▶ [Task directions]
Extract all lines that hold "screenshot" from the records below.

▶ [Listing]
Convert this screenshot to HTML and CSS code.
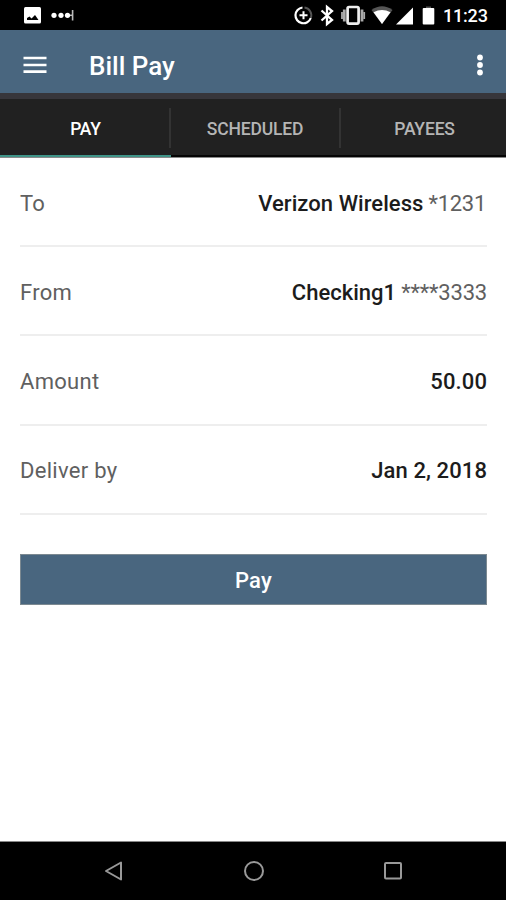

==

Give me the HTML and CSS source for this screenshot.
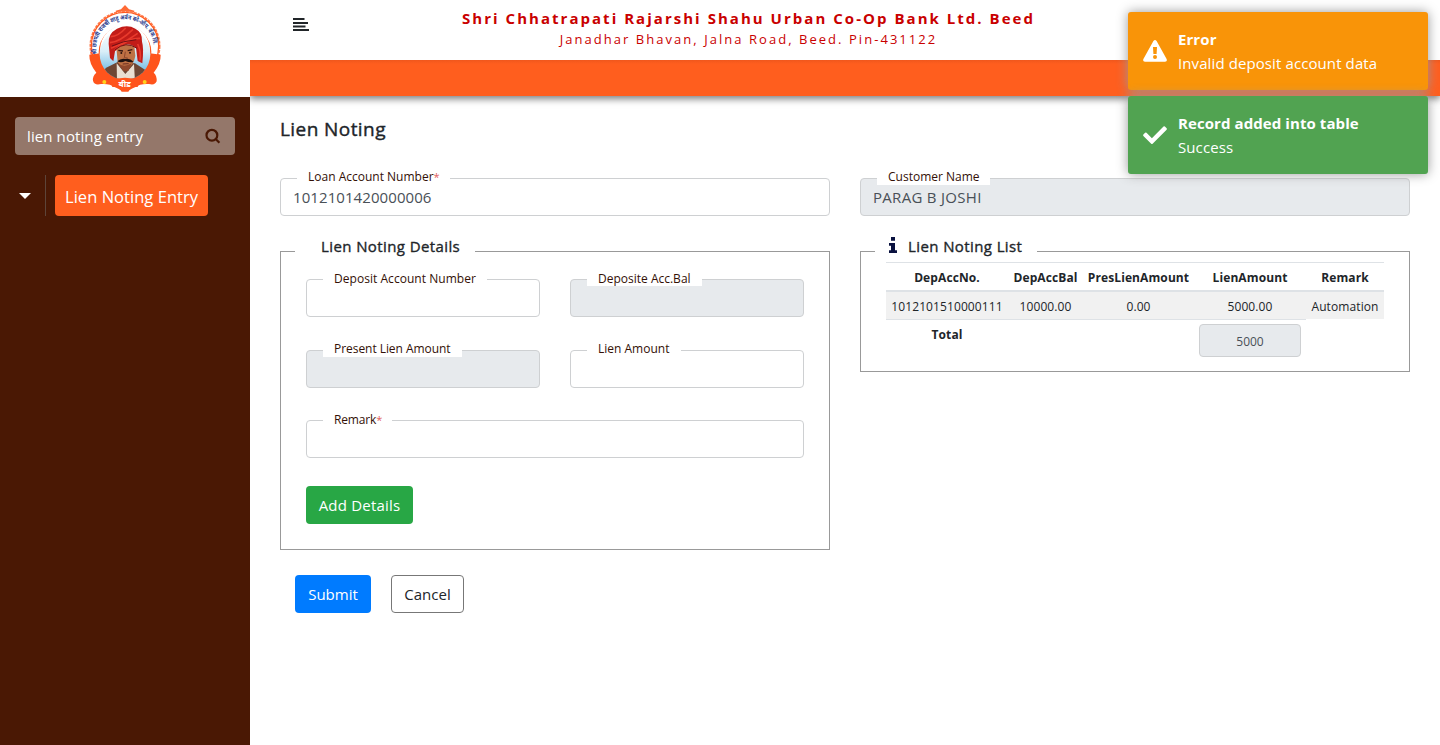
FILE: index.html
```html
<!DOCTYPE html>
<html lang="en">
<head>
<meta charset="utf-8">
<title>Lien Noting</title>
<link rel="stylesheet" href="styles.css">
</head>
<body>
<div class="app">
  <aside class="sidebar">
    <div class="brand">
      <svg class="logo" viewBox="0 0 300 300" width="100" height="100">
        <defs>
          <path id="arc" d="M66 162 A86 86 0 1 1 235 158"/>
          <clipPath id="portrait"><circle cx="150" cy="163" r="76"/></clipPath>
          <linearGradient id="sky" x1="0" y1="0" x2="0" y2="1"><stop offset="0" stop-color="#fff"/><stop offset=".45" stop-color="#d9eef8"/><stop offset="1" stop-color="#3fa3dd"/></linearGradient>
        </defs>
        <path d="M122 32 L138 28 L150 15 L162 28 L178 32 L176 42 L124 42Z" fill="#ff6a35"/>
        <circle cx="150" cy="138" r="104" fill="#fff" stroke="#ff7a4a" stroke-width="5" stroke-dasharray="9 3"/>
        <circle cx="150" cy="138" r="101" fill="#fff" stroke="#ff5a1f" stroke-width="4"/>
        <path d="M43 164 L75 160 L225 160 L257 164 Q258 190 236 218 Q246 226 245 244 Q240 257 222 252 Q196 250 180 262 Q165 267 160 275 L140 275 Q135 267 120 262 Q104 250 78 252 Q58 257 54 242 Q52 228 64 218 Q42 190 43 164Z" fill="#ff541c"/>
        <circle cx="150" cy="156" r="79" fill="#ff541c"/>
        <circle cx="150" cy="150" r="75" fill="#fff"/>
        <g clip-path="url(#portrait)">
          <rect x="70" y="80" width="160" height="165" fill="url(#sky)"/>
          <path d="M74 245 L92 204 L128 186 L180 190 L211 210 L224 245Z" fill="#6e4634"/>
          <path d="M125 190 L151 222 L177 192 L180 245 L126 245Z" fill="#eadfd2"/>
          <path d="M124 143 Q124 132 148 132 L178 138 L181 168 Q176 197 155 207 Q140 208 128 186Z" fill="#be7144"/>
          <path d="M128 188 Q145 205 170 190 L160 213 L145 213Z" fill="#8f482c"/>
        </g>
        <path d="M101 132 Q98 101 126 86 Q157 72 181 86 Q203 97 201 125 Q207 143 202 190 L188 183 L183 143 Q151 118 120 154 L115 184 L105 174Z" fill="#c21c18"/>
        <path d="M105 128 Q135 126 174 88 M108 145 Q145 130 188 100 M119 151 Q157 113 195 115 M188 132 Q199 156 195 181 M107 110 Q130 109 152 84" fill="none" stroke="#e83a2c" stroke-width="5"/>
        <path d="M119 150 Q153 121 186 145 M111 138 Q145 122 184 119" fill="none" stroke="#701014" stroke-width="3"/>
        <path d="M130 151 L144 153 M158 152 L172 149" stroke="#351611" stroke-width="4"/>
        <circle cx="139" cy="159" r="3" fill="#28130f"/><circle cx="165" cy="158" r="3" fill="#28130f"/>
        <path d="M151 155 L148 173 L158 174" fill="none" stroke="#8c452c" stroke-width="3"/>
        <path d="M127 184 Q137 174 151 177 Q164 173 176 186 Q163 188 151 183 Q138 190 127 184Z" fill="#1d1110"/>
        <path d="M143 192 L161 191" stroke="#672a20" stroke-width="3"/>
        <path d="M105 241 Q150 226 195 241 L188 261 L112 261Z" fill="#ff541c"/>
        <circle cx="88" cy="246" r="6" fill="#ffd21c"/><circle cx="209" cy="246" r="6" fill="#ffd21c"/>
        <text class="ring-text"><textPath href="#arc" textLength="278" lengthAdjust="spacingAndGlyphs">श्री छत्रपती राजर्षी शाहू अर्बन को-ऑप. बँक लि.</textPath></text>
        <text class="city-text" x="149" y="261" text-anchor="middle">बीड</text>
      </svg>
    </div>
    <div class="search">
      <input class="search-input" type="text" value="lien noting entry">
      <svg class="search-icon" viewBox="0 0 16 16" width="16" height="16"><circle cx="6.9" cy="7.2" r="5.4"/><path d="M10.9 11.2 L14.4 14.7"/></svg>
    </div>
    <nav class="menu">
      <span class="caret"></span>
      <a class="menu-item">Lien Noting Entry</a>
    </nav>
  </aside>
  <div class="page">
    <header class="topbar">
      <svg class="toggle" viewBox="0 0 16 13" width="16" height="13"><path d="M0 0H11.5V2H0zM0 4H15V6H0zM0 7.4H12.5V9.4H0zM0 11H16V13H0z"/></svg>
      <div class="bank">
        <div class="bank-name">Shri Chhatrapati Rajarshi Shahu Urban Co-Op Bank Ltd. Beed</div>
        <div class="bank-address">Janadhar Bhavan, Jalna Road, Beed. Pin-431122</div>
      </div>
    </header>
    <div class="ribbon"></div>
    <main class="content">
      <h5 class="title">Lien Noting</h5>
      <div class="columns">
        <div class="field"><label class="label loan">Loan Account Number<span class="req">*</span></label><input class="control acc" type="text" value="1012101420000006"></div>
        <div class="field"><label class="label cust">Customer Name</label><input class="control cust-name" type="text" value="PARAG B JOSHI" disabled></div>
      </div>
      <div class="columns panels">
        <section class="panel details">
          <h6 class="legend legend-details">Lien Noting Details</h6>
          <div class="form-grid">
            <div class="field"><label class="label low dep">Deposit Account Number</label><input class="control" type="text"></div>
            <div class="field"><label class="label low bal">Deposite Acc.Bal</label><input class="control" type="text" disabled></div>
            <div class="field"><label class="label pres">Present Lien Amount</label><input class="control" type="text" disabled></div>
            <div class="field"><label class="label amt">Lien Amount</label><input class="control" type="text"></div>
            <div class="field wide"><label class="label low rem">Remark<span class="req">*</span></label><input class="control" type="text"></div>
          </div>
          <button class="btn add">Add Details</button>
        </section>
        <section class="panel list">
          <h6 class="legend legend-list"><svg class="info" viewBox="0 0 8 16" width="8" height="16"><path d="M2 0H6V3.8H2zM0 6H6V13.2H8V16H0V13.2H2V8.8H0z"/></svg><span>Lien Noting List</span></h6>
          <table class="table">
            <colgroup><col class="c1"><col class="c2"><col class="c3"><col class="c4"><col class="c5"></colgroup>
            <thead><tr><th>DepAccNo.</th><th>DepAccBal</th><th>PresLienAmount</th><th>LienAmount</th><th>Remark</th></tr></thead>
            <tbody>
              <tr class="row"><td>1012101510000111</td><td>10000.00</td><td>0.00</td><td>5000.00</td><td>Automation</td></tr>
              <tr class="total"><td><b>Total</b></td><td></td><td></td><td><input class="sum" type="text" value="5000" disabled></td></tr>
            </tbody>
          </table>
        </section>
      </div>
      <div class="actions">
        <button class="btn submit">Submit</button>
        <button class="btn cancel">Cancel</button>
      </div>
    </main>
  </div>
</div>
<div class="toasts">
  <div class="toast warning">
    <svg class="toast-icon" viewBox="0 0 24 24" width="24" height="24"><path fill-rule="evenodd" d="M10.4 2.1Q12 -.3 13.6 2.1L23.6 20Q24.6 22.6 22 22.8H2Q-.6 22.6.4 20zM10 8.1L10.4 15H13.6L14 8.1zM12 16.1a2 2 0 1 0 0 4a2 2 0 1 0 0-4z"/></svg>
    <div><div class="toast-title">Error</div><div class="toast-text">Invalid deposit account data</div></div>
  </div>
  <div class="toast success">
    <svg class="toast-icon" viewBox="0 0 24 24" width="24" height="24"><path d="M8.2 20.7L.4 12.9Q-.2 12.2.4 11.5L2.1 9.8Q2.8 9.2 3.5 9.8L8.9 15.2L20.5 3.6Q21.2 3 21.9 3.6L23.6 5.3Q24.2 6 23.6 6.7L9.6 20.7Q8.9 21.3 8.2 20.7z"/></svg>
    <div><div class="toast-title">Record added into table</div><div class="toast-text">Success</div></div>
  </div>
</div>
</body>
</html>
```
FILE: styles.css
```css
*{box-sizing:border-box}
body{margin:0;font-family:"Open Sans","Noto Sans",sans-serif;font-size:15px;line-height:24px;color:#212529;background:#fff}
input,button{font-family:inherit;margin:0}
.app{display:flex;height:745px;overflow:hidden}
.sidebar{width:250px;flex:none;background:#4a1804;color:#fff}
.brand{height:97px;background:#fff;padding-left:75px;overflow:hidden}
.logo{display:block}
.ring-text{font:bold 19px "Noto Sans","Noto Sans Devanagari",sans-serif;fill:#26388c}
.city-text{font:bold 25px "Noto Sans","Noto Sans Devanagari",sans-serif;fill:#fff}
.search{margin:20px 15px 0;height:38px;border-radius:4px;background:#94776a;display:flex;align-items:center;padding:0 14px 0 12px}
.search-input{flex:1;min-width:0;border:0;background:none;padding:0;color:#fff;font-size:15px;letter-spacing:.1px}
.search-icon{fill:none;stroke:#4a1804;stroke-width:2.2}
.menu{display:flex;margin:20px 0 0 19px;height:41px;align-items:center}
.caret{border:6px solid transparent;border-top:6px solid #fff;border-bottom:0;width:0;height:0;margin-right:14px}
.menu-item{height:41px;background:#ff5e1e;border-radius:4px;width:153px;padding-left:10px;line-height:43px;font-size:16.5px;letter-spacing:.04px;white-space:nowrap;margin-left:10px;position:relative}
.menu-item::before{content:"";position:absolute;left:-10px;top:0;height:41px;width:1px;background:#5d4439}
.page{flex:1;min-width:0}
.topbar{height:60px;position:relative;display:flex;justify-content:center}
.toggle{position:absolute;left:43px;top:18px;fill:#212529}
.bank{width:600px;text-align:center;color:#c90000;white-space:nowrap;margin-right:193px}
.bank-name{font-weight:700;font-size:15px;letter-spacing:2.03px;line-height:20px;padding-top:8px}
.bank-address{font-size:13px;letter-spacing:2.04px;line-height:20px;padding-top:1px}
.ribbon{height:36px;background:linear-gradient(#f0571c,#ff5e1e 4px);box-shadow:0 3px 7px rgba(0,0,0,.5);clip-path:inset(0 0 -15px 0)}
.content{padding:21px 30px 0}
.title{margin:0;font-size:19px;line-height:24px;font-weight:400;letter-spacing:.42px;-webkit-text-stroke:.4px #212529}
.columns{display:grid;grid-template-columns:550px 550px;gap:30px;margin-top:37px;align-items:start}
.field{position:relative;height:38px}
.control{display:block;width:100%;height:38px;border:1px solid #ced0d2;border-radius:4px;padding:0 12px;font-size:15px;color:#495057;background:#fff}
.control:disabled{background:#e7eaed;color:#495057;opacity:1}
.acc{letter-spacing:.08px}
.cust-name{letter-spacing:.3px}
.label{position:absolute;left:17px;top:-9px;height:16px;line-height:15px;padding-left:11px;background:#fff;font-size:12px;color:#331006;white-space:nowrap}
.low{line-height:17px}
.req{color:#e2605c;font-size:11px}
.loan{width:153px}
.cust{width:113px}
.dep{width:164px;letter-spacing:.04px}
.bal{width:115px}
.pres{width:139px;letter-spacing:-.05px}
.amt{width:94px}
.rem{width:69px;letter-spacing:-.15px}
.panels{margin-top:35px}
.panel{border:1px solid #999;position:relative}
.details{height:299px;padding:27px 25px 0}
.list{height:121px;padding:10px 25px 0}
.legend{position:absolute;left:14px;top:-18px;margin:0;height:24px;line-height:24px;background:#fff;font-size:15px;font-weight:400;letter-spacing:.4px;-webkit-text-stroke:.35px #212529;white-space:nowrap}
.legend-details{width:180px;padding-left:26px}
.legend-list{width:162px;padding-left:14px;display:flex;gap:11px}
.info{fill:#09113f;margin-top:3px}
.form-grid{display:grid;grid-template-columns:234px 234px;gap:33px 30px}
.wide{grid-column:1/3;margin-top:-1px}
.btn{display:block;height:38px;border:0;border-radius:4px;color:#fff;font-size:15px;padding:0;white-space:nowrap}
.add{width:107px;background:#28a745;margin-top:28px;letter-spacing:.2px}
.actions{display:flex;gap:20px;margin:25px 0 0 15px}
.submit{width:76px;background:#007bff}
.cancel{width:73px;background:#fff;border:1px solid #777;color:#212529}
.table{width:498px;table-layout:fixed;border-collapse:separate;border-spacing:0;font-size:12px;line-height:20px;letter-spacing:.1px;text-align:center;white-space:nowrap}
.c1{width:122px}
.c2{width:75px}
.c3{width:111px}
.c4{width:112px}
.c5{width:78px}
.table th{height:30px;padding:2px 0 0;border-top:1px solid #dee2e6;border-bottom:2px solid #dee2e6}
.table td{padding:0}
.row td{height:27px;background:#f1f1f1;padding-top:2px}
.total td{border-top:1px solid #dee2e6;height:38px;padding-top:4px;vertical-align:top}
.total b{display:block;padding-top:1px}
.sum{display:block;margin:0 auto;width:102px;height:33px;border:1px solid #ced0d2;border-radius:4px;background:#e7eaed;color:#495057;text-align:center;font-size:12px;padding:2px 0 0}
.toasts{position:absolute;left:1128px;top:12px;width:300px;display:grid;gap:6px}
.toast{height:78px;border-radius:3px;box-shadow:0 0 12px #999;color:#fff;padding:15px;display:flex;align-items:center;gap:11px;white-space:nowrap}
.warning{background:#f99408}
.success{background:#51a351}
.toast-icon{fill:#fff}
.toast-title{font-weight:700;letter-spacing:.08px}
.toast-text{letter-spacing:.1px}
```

▶ [Response to the exercise]
Convert this screenshot to HTML and CSS code.
Give me the HTML and CSS source for this screenshot.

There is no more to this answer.